SerpicoProject / Serpico

SimplE RePort wrIting and COllaboration tool
Other
1.09k stars 369 forks source link

Can't upload a .docx template in Greek language #577

Open nikosev opened 5 years ago

nikosev commented 5 years ago

Please fill out the Bug Form or Feature Request Below


Bug

Describe the issue and steps to reproduce

  1. Go to admin/templates/add and try to upload a template (.docx file) in Greek language
  2. Get the following error message
    Error with a π character : character without pair between :
    ., To, SQL, SQL, Injections, ). Μέσω αυτής της ευπάθειας είναι δυνατή η απόκτηση πρόσβασης στην βάση δεδομένων της εφαρμογής, η τροποποίηση, η διαγραφή και/ή προσθήκη νέων εγγραφών στην βάση δεδομένων καθώς επίσης και η εγγραφή αρχείων στο σύστημα αρχείων του εξυπηρετητή., Ευπάθειες που Αναγνωρίστηκαν, SQL Injection, Σοβαρότητα κινδύνου:, ΥΨΗΛΗ,
    and
    ΝΑΙ, Περιγραφή, τ, SQL, Injection, SQL, Β, Δ, εδομένων με ανασφαλή τρόπο. Κάποιος επιτιθέμενος μπορεί να εισάγει κατάλληλα δεδομένα εισόδου που τροποποιούν την δομή του ερωτήματος, ., 

Feature Request

Describe the feature and give an example use case:

As I can see from the source code the "metacharacters" are:

metacharacters = document.enum_for(:scan,/Ω|§|¬|π|æ|∞|†|µ|ƒ|÷|å|≠|∆|¥|ツ|⁂|<\/w:tr>/).map { |b| [Regexp.last_match.begin(0),b] }

and my document contains the "π" letter in many words and that's why I can't upload the template. Other letters that could be affected are: Ω(for Greek alphabet) and maybe å (if it is used in other alphabet). I would suggest to replace these special characters with tags(the name of the tag would describe it's functionality), so the code would be more human readable.

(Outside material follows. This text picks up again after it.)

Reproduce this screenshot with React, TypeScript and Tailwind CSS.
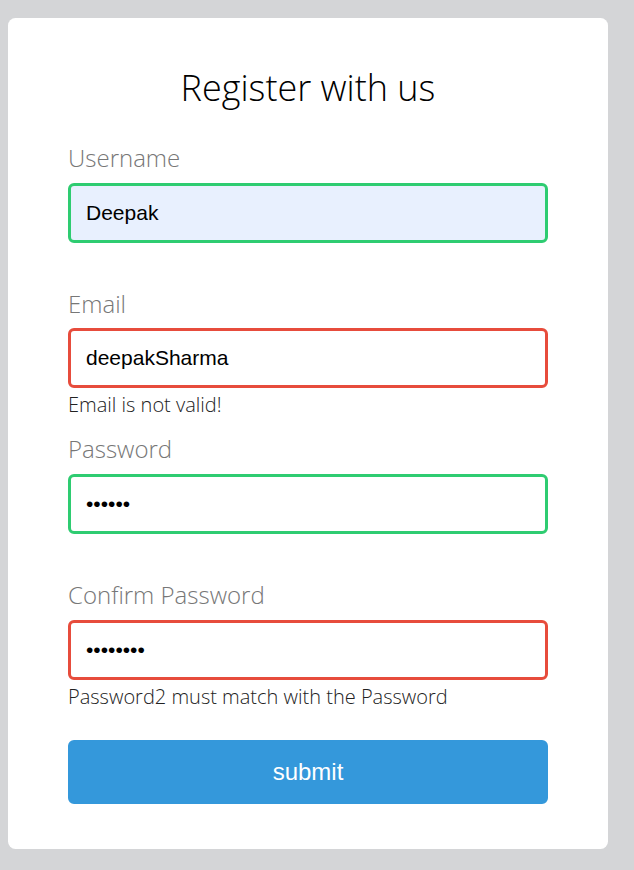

In other issues, I have noticed that you are not a big fan of this kind of changes, because all the custom templates will break. So, do you have any other workaround to suggest? Is it possible to change the encoding of these letters to bypass the checks?

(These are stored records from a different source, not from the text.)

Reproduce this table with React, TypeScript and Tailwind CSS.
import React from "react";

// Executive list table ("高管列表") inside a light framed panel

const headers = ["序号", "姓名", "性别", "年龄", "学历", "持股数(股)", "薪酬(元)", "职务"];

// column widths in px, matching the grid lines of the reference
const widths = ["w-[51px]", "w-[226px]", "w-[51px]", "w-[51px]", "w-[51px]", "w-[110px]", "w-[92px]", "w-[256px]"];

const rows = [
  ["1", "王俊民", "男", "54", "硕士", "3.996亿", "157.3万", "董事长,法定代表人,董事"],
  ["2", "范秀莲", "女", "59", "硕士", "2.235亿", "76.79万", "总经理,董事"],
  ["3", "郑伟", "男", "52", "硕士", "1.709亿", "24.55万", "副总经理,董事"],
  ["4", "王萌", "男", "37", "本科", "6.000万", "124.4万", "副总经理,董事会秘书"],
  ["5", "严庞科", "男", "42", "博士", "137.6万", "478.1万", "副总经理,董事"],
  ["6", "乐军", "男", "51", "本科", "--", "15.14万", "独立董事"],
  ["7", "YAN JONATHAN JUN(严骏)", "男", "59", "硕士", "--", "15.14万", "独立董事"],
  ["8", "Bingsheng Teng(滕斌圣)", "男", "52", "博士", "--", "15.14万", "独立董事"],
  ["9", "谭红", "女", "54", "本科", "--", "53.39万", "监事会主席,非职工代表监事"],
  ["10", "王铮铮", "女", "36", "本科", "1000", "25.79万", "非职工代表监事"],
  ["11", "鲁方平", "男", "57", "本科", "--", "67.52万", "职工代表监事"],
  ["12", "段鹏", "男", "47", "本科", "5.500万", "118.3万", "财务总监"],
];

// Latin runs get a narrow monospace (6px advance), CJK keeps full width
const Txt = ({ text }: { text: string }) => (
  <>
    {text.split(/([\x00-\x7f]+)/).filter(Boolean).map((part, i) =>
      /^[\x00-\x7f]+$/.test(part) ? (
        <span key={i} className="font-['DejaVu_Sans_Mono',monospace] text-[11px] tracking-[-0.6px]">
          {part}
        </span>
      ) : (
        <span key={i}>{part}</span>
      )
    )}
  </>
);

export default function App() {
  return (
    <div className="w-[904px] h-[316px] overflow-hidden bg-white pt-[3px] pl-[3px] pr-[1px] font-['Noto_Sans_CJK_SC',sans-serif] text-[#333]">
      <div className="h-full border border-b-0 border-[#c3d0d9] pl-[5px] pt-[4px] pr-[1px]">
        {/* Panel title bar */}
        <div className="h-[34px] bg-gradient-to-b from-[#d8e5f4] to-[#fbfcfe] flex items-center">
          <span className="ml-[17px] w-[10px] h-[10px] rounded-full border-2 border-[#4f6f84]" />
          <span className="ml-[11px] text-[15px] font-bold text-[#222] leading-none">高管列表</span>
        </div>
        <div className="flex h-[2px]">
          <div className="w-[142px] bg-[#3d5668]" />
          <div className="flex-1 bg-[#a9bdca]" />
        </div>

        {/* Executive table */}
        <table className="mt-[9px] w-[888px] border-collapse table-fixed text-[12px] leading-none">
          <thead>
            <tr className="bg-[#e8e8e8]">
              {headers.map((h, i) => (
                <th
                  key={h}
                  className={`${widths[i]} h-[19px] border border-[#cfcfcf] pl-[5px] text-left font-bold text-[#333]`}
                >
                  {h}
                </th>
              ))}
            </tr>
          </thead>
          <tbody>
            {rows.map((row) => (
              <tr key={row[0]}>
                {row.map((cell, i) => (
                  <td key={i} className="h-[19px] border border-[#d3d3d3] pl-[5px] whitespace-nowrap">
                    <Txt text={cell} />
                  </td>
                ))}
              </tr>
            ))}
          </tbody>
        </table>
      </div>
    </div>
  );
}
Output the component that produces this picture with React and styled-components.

The last option would be to replace these letters locally to resolve my use case, but we should consider that maybe there are or will be other users that need to create a report in Greek.

EDIT: the μ letter is not affected. The encoding of the letters μ and Δ are not matched with the Greek alphabet.

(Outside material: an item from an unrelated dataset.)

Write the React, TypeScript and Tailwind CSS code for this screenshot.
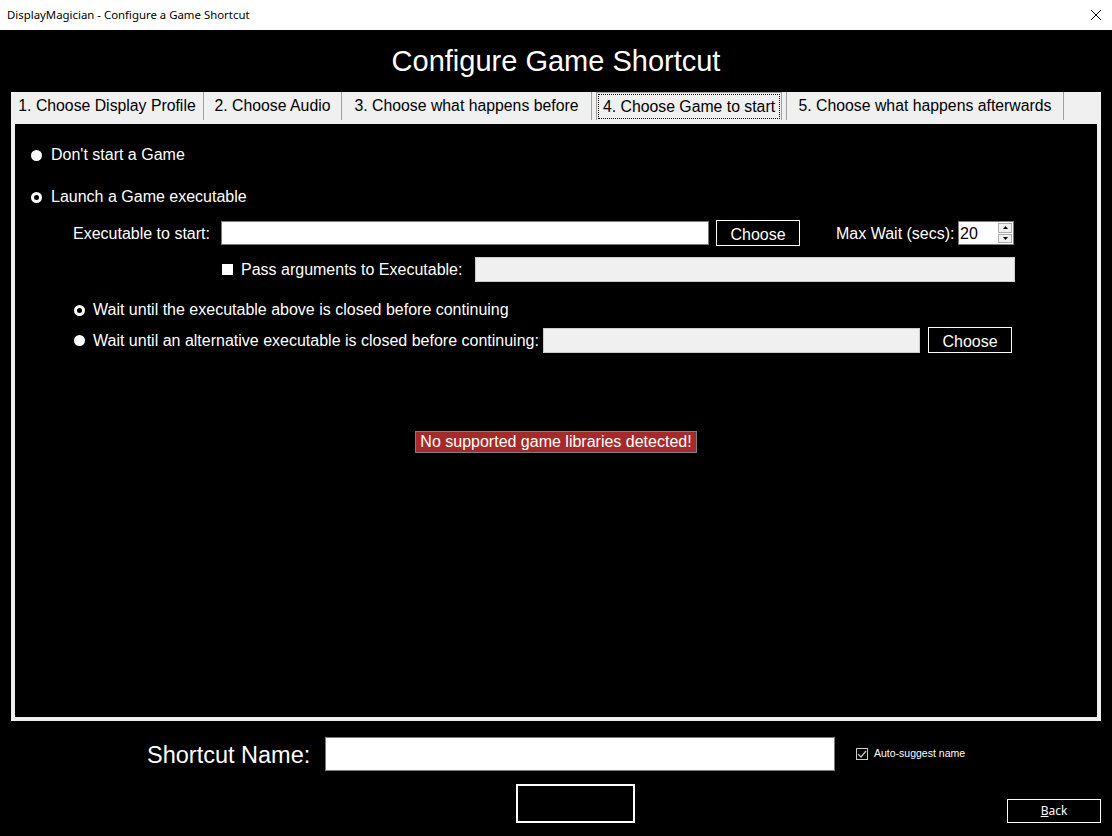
import React from 'react'

const font = { fontFamily: '"Liberation Sans", Arial, sans-serif' }

const Radio = ({ filled }: { filled?: boolean }) => (
  <span className="w-[11px] h-[11px] rounded-full bg-white flex items-center justify-center shrink-0">
    {!filled && <span className="w-[5px] h-[5px] rounded-full bg-black" />}
  </span>
)

const ChooseBtn = () => (
  <button className="w-[84px] h-[26px] border border-white bg-black text-white text-[16px] pt-[2px]">Choose</button>
)

const tabs = [
  { label: '1. Choose Display Profile', w: 'w-[193px]' },
  { label: '2. Choose Audio', w: 'w-[138px]' },
  { label: '3. Choose what happens before', w: 'w-[250px]' },
]

const App = () => {
  return (
    <div className="w-[1112px] h-[836px] bg-black flex flex-col overflow-hidden text-[16px]" style={font}>
      {/* title bar */}
      <div className="h-[30px] bg-white flex items-center justify-between pl-[7px] pr-[9px]">
        <span className="text-[11.4px] text-black" style={{ fontFamily: '"Noto Sans", "Open Sans", sans-serif' }}>
          DisplayMagician - Configure a Game Shortcut
        </span>
        <svg width="12" height="12" viewBox="0 0 12 12" className="mr-[1px]">
          <path d="M1 1 L11 11 M11 1 L1 11" stroke="#000" strokeWidth="1" />
        </svg>
      </div>

      <div className="h-[62px] pt-[2px] flex items-center justify-center text-white text-[29px]">Configure Game Shortcut</div>

      {/* tab strip */}
      <div className="ml-[11px] w-[1090px] h-[28px] bg-[#f0f0f0] flex text-black text-[15.8px]">
        {tabs.map((t) => (
          <div key={t.label} className={`${t.w} h-[28px] flex items-center justify-center border-r border-[#a0a0a0]`}>
            {t.label}
          </div>
        ))}
        <div className="ml-[4px] w-[186px] h-[28px] border-x border-t border-[#a0a0a0] bg-[#f0f0f0] p-[1px]">
          <div className="w-full h-full border border-dotted border-black flex items-center justify-center">
            4. Choose Game to start
          </div>
        </div>
        <div className="ml-[4px] w-[278px] h-[28px] flex items-center justify-center border-x border-[#a0a0a0]">
          5. Choose what happens afterwards
        </div>
      </div>

      {/* panel */}
      <div className="ml-[11px] w-[1090px] h-[601px] border-4 border-[#f0f0f0] flex flex-col text-white">
        <div className="mt-[21px] h-[20px] pl-[16px] flex items-center gap-[9px]">
          <Radio filled />
          <span>Don't start a Game</span>
        </div>
        <div className="mt-[22px] h-[20px] pl-[16px] flex items-center gap-[9px]">
          <Radio />
          <span>Launch a Game executable</span>
        </div>

        <div className="mt-[13px] h-[26px] pl-[58px] flex items-center">
          <span className="w-[148px] pt-[1px]">Executable to start:</span>
          <div className="w-[488px] h-[24px] bg-white border border-[#7a7a7a]" />
          <div className="ml-[7px]">
            <ChooseBtn />
          </div>
          <span className="ml-[36px] w-[122px] pt-[1px]">Max Wait (secs):</span>
          <div className="w-[56px] h-[24px] bg-white border border-[#7a7a7a] flex items-center text-black">
            <span className="pl-[1px] pt-[1px] flex-1">20</span>
            <div className="w-[15px] h-[22px] flex flex-col gap-[1px] pr-[1px] py-[1px]">
              <div className="flex-1 bg-[#f0f0f0] border border-[#adadad] flex items-center justify-center">
                <svg width="5" height="3" viewBox="0 0 5 3"><path d="M2.5 0 L5 3 L0 3 Z" fill="#000" /></svg>
              </div>
              <div className="flex-1 bg-[#f0f0f0] border border-[#adadad] flex items-center justify-center">
                <svg width="5" height="3" viewBox="0 0 5 3"><path d="M0 0 L5 0 L2.5 3 Z" fill="#000" /></svg>
              </div>
            </div>
          </div>
        </div>

        <div className="mt-[11px] h-[25px] pl-[207px] flex items-center">
          <span className="w-[11px] h-[11px] bg-white shrink-0" />
          <span className="ml-[8px] w-[234px]">Pass arguments to Executable:</span>
          <div className="w-[540px] h-[25px] bg-[#f0f0f0] border border-[#cccccc]" />
        </div>

        <div className="mt-[18px] h-[20px] pl-[59px] flex items-center gap-[8px]">
          <Radio />
          <span>Wait until the executable above is closed before continuing</span>
        </div>

        <div className="mt-[7px] h-[26px] pl-[59px] flex items-center">
          <Radio filled />
          <span className="ml-[8px] w-[450px] pt-[2px]">Wait until an alternative executable is closed before continuing:</span>
          <div className="w-[377px] h-[25px] bg-[#f0f0f0] border border-[#cccccc]" />
          <div className="ml-[8px]">
            <ChooseBtn />
          </div>
        </div>

        <div className="mt-[78px] flex justify-center">
          <div className="h-[22px] px-[4px] bg-[#a52a2a] border border-[#808080] flex items-center text-white">
            No supported game libraries detected!
          </div>
        </div>
      </div>

      {/* shortcut name */}
      <div className="mt-[16px] h-[34px] flex items-center">
        <span className="ml-[147px] w-[178px] pt-[4px] text-[23.5px] text-white">Shortcut Name:</span>
        <div className="w-[510px] h-[34px] bg-white border border-[#7a7a7a]" />
        <span className="ml-[21px] w-[12px] h-[12px] border border-[#cccccc] bg-black flex items-center justify-center">
          <svg width="10" height="8" viewBox="0 0 10 8"><path d="M1 4 L4 7 L9 1" stroke="#cccccc" strokeWidth="1.2" fill="none" /></svg>
        </span>
        <span className="ml-[6px] text-[10.5px] text-white">Auto-suggest name</span>
      </div>

      <div className="mt-[13px] h-[39px] flex items-end">
        <div className="ml-[516px] w-[119px] h-[39px] border-2 border-white bg-black" />
        <button
          className="ml-[372px] w-[94px] h-[24px] border border-white bg-black text-white text-[12px]"
          style={{ fontFamily: '"Noto Sans", "Open Sans", sans-serif' }}
        >
          <span className="underline">B</span>ack
        </button>
      </div>
    </div>
  )
}

export default App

BuffaloWill commented 4 years ago

@nikosev I appreciate your detailed effort on this one. Thank you for mapping out the problem characters. I knew we would run into issues at some point but wasn't sure which characters would cause us problems.

So, do you have any other workaround to suggest? Is it possible to change the encoding of these letters to bypass the checks?

It's ugly but performing character replacements is the best I can think of without programming (if you want to program see below). For example, let's say Greek language users could use ל instead of π in their documents as a metacharacter.

Run a macro when the document template is saved and perform the following actions:

  1. swap instances of π with ץ
  2. swap instances of ל with π

The template could then be uploaded. After the report is generated you would need to do a character replacement of ץ to π. FWIW this is a terrible solution.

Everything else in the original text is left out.